A corpus of law books is likely to have formulaic, archaic repetition, such as, "hereunto this law is enacted..."
A corpus of dramatic plays is likely to have speech markers for each line, leading to an over-representation of character names (Hamlet, Gertrude, Laertes, etc.)
A corpus of emails is likely to have header language (to, from, cc, bcc), technical language (attached, copied, thread, chain) and salutations (attached, best, dear, cheers, etc.)

Because every research project may require unique stopwords, it is important for researchers to learn to create and modify stopwords lists.

Examining the NLTK Stopwords List¶

The Natural Language Toolkit Stopwords list is well-known and a natural starting point for creating your own list. Let's take a look at what it contains before learning to make our own modifications.

We will store our stopwords in a Python list variable called stop_words.

In [ ]:

# Creating a stop_words list from the NLTK. We could also use the set of stopwords from Spacy or Gensim.
from nltk.corpus import stopwords # Import stopwords from nltk.corpus
stop_words = stopwords.words('english') # Create a list `stop_words` that contains the English stop words list

If you're curious what is in our stopwords list, we can use the print() or list() functions to find out.

In [ ]:

list(stop_words) # Show each string in our stopwords list

Storing Stopwords in a CSV File¶

Storing the stopwords list in a variable like stop_words is useful for analysis, but we will likely want to keep the list even after the session is over for future changes and analyses. We can store our stop words list in a CSV file. A CSV, or "Comma-Separated Values" file, is a plain-text file with commas separating each entry. The file can be opened and modified with a text editor or spreadsheet software such as Excel or Google Sheets.

Here's what our NLTK stopwords list will look like as a CSV file opened in a plain text editor.

The csv file as an image

Let's create an example CSV using the csv module.

In [ ]:

# Create a CSV file to store a set of stopwords

import csv # Import the csv module to work with csv files
with open('data/stop_words.csv', 'w', newline='') as f:
    writer = csv.writer(f)
    writer.writerow(stop_words)

We have created a new file called data/stop_words.csv that you can open and modify using a basic text editor. Go ahead and make a change to your data/stop_words.csv (either adding or subtracting words) using a text editor. Remember, there are no spaces between words in the CSV file. If you want to edit the CSV right inside Jupyter Lab, right-click on the file and select "Open With > Editor."

Selecting "Open With > Editor" in Jupyter Lab

Now go ahead and add in a new word.
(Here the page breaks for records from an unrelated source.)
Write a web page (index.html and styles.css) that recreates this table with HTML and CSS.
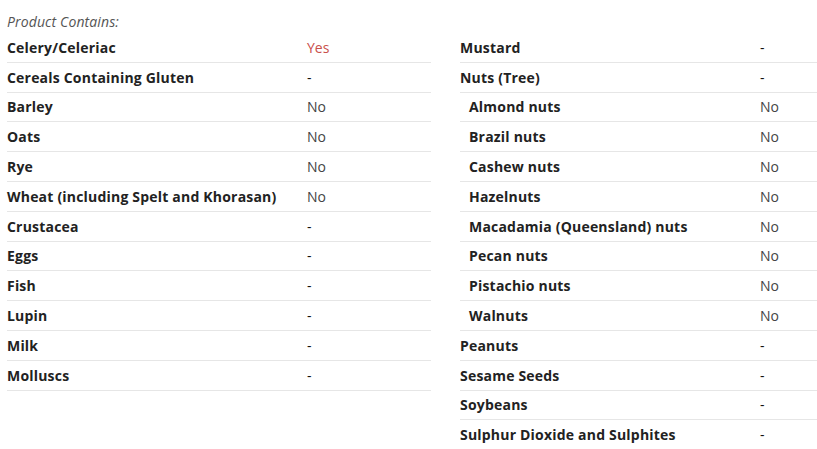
FILE: index.html
```html
<!DOCTYPE html>
<html>
<head>
<meta charset="utf-8">
<link rel="stylesheet" href="styles.css">
</head>
<body>
<div class="page">
  <div class="title">Product Contains:</div>
  <div class="cols">
    <div class="table left">
      <div class="row"><span class="name">Celery/Celeriac</span><span class="val yes">Yes</span></div>
      <div class="row"><span class="name">Cereals Containing Gluten</span><span class="val">-</span></div>
      <div class="row"><span class="name">Barley</span><span class="val no">No</span></div>
      <div class="row"><span class="name">Oats</span><span class="val no">No</span></div>
      <div class="row"><span class="name">Rye</span><span class="val no">No</span></div>
      <div class="row"><span class="name">Wheat (including Spelt and Khorasan)</span><span class="val no">No</span></div>
      <div class="row"><span class="name">Crustacea</span><span class="val">-</span></div>
      <div class="row"><span class="name">Eggs</span><span class="val">-</span></div>
      <div class="row"><span class="name">Fish</span><span class="val">-</span></div>
      <div class="row"><span class="name">Lupin</span><span class="val">-</span></div>
      <div class="row"><span class="name">Milk</span><span class="val">-</span></div>
      <div class="row"><span class="name">Molluscs</span><span class="val">-</span></div>
    </div>
    <div class="table right">
      <div class="row"><span class="name">Mustard</span><span class="val">-</span></div>
      <div class="row"><span class="name">Nuts (Tree)</span><span class="val">-</span></div>
      <div class="row sub"><span class="name">Almond nuts</span><span class="val no">No</span></div>
      <div class="row sub"><span class="name">Brazil nuts</span><span class="val no">No</span></div>
      <div class="row sub"><span class="name">Cashew nuts</span><span class="val no">No</span></div>
      <div class="row sub"><span class="name">Hazelnuts</span><span class="val no">No</span></div>
      <div class="row sub"><span class="name">Macadamia (Queensland) nuts</span><span class="val no">No</span></div>
      <div class="row sub"><span class="name">Pecan nuts</span><span class="val no">No</span></div>
      <div class="row sub"><span class="name">Pistachio nuts</span><span class="val no">No</span></div>
      <div class="row sub"><span class="name">Walnuts</span><span class="val no">No</span></div>
      <div class="row"><span class="name">Peanuts</span><span class="val">-</span></div>
      <div class="row"><span class="name">Sesame Seeds</span><span class="val">-</span></div>
      <div class="row"><span class="name">Soybeans</span><span class="val">-</span></div>
      <div class="row"><span class="name">Sulphur Dioxide and Sulphites</span><span class="val">-</span></div>
    </div>
  </div>
</div>
</body>
</html>
```
FILE: styles.css
```css
html, body {
  margin: 0;
  padding: 0;
  background: #fff;
  overflow: hidden;
}
body {
  font-family: "Open Sans", "Liberation Sans", sans-serif;
  font-size: 14px;
  color: #222;
}
.page {
  padding: 12px 0 0 7px;
}
.title {
  font-style: italic;
  color: #555;
  line-height: 20px;
  height: 21px;
  letter-spacing: 0.12px;
}
.cols {
  display: flex;
  gap: 29px;
}
.table {
  display: flex;
  flex-direction: column;
  min-width: 0;
}
.table.left {
  flex: 0 0 424px;
}
.table.right {
  flex: 1 1 auto;
}
.row {
  display: flex;
  align-items: center;
  height: 29.8px;
  box-sizing: border-box;
  border-bottom: 1px solid #e6e6e6;
  white-space: nowrap;
}
.name {
  flex: 0 0 300px;
  font-weight: 700;
  color: #222;
  letter-spacing: 0.2px;
}
.sub .name {
  padding-left: 9px;
  box-sizing: border-box;
}
.val {
  color: #111;
}
.val.no {
  color: #444;
}
.val.yes {
  color: #c9504b;
}
```
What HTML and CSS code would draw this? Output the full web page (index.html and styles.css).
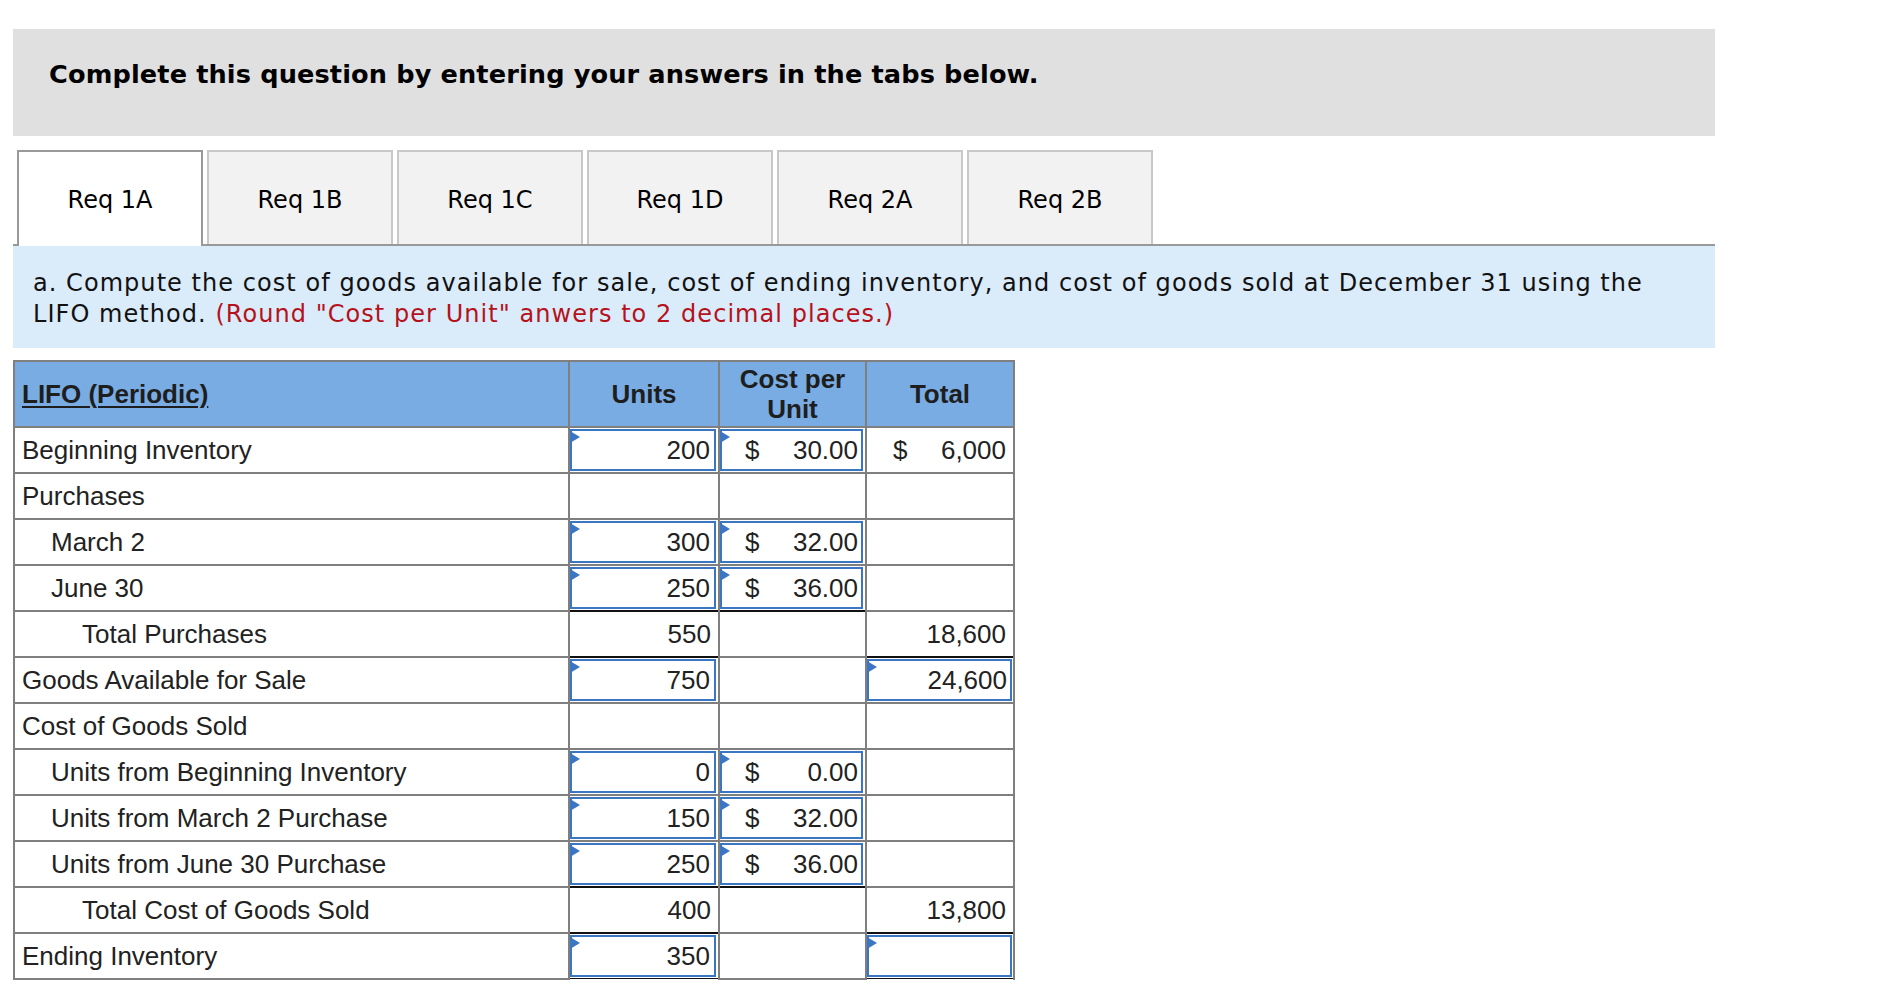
FILE: index.html
```html
<!DOCTYPE html>
<html lang="en">
<head>
<meta charset="utf-8">
<title>LIFO (Periodic)</title>
<link rel="stylesheet" href="styles.css">
</head>
<body>
<div class="page">
  <div class="banner">Complete this question by entering your answers in the tabs below.</div>

  <div class="tabs">
    <div class="tab active">Req 1A</div>
    <div class="tab">Req 1B</div>
    <div class="tab">Req 1C</div>
    <div class="tab">Req 1D</div>
    <div class="tab">Req 2A</div>
    <div class="tab">Req 2B</div>
  </div>

  <div class="prompt">a. Compute the cost of goods available for sale, cost of ending inventory, and cost of goods sold at December 31 using the LIFO method. <span class="note">(Round "Cost per Unit" anwers to 2 decimal places.)</span></div>

  <div class="sheet">
    <div class="hd hd-left"><span class="hd-link">LIFO (Periodic)</span></div>
    <div class="hd">Units</div>
    <div class="hd">Cost per Unit</div>
    <div class="hd">Total</div>

    <div class="lbl">Beginning Inventory</div>
    <div class="cell"><div class="inp num">200</div></div>
    <div class="cell"><div class="inp money"><span>$</span><span>30.00</span></div></div>
    <div class="cell total money"><span>$</span><span>6,000</span></div>

    <div class="lbl">Purchases</div>
    <div class="cell"></div>
    <div class="cell"></div>
    <div class="cell"></div>

    <div class="lbl i1">March 2</div>
    <div class="cell"><div class="inp num">300</div></div>
    <div class="cell"><div class="inp money"><span>$</span><span>32.00</span></div></div>
    <div class="cell"></div>

    <div class="lbl i1">June 30</div>
    <div class="cell ul"><div class="inp num">250</div></div>
    <div class="cell ul"><div class="inp money"><span>$</span><span>36.00</span></div></div>
    <div class="cell"></div>

    <div class="lbl i2">Total Purchases</div>
    <div class="cell num plain ul">550</div>
    <div class="cell"></div>
    <div class="cell num plain ul">18,600</div>

    <div class="lbl">Goods Available for Sale</div>
    <div class="cell"><div class="inp num">750</div></div>
    <div class="cell"></div>
    <div class="cell"><div class="inp num wide">24,600</div></div>

    <div class="lbl">Cost of Goods Sold</div>
    <div class="cell"></div>
    <div class="cell"></div>
    <div class="cell"></div>

    <div class="lbl i1">Units from Beginning Inventory</div>
    <div class="cell"><div class="inp num">0</div></div>
    <div class="cell"><div class="inp money"><span>$</span><span>0.00</span></div></div>
    <div class="cell"></div>

    <div class="lbl i1">Units from March 2 Purchase</div>
    <div class="cell"><div class="inp num">150</div></div>
    <div class="cell"><div class="inp money"><span>$</span><span>32.00</span></div></div>
    <div class="cell"></div>

    <div class="lbl i1">Units from June 30 Purchase</div>
    <div class="cell ul"><div class="inp num">250</div></div>
    <div class="cell ul"><div class="inp money"><span>$</span><span>36.00</span></div></div>
    <div class="cell"></div>

    <div class="lbl i2">Total Cost of Goods Sold</div>
    <div class="cell num plain ul">400</div>
    <div class="cell"></div>
    <div class="cell num plain ul">13,800</div>

    <div class="lbl">Ending Inventory</div>
    <div class="cell dbl"><div class="inp num">350</div></div>
    <div class="cell"></div>
    <div class="cell dbl"><div class="inp num wide"></div></div>
  </div>
</div>
</body>
</html>
```

FILE: styles.css
```css
html, body {
  margin: 0;
  padding: 0;
  background: #ffffff;
}

.page {
  padding: 29px 0 0 13px;
  width: 1702px;
}

.banner {
  background: #e0e0e0;
  height: 107px;
  box-sizing: border-box;
  padding: 30px 36px 0;
  font-family: "DejaVu Sans", Verdana, sans-serif;
  font-weight: bold;
  font-size: 25.6px;
  line-height: 31px;
  letter-spacing: 0.13px;
  color: #000;
}

.tabs {
  display: flex;
  align-items: flex-start;
  gap: 4px;
  margin-top: 14px;
  padding-left: 4px;
  border-bottom: 2px solid #999999;
}

.tab {
  width: 186px;
  height: 94px;
  box-sizing: border-box;
  border: 2px solid #c8c8c8;
  border-bottom: none;
  background: #f2f2f2;
  display: flex;
  align-items: center;
  justify-content: center;
  padding-top: 4px;
  font-family: "DejaVu Sans", Verdana, sans-serif;
  font-size: 24px;
  color: #000;
}

.tab.active {
  background: #ffffff;
  border-color: #999999;
  height: 96px;
  margin-bottom: -2px;
  padding-top: 2px;
}

.prompt {
  background: #daebf9;
  height: 102px;
  box-sizing: border-box;
  padding: 22px 20px 0 20px;
  font-family: "DejaVu Sans", Verdana, sans-serif;
  font-size: 24px;
  line-height: 31.3px;
  letter-spacing: 1.05px;
  color: #111;
}

.note {
  color: #b5121b;
}

.sheet {
  margin-top: 12px;
  width: 1002px;
  box-sizing: border-box;
  display: grid;
  grid-template-columns: 553px 148px 145px 146px;
  grid-template-rows: 64px repeat(12, 44px);
  gap: 2px;
  padding: 2px;
  background: #7f7f7f;
  font-family: "Liberation Sans", Arial, sans-serif;
  font-size: 26px;
  color: #222;
}

.hd {
  background: #78ace3;
  font-weight: bold;
  text-align: center;
  display: flex;
  align-items: center;
  justify-content: center;
  line-height: 30.5px;
  color: #1e1e1e;
  padding: 0 6px;
}

.hd-left {
  justify-content: flex-start;
  text-align: left;
  padding: 0 7px;
}

.hd-link {
  text-decoration: underline;
  text-decoration-thickness: 2px;
  text-underline-offset: 3px;
}

.lbl {
  background: #fff;
  display: flex;
  align-items: center;
  padding-left: 7px;
  white-space: nowrap;
}

.lbl.i1 { padding-left: 36px; }
.lbl.i2 { padding-left: 67px; }

.cell {
  background: #fff;
  display: flex;
  align-items: stretch;
  position: relative;
}

.cell.plain {
  align-items: center;
  justify-content: flex-end;
  padding-right: 7px;
}

.cell.total {
  align-items: center;
  justify-content: space-between;
  padding: 0 7px 0 26px;
}

.cell.ul {
  box-shadow: 0 2px 0 #111;
}

.cell.dbl {
  box-shadow: 0 1px 0 #111, 0 3px 0 #fff, 0 4px 0 #111;
}

.inp {
  position: relative;
  flex: 1;
  margin: 1px 2px 1px 0;
  border: 2px solid #3b76c4;
  background: #fff;
  display: flex;
  align-items: center;
}

.inp::before {
  content: "";
  position: absolute;
  left: -2px;
  top: 0;
  width: 0;
  height: 0;
  border-left: 10px solid #3b76c4;
  border-top: 6px solid transparent;
  border-bottom: 6px solid transparent;
}

.inp.num {
  justify-content: flex-end;
  padding-right: 4px;
}

.inp.wide {
  margin-right: 1px;
  padding-right: 3px;
}

.inp.money {
  justify-content: space-between;
  padding: 0 3px 0 23px;
}
```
Remember a few things:

Each word is separated from the next word by a comma.
There are no spaces between the words.
You must save changes to the file if you're using a text editor, Excel, or the Jupyter Lab editor.
You can reopen the file to make sure your changes were saved.

Now let's read our CSV file back and overwrite our original stop_words list variable.

Reading in a Stopwords CSV¶

In [ ]:

# Open the CSV file and list the contents

with open('data/stop_words.csv', 'r') as f:
    stop_words = f.read().strip().split(",")
stop_words[-10:]

Refining a stopwords list for your analysis can take time. It depends on:

What you are hoping to discover (for example, are function words important?)
The material you are analyzing (for example, journal articles may repeat words like "abstract")

If your results are not satisfactory, you can always come back and adjust the stopwords. You may need to run your analysis many times to refine a good stopword list.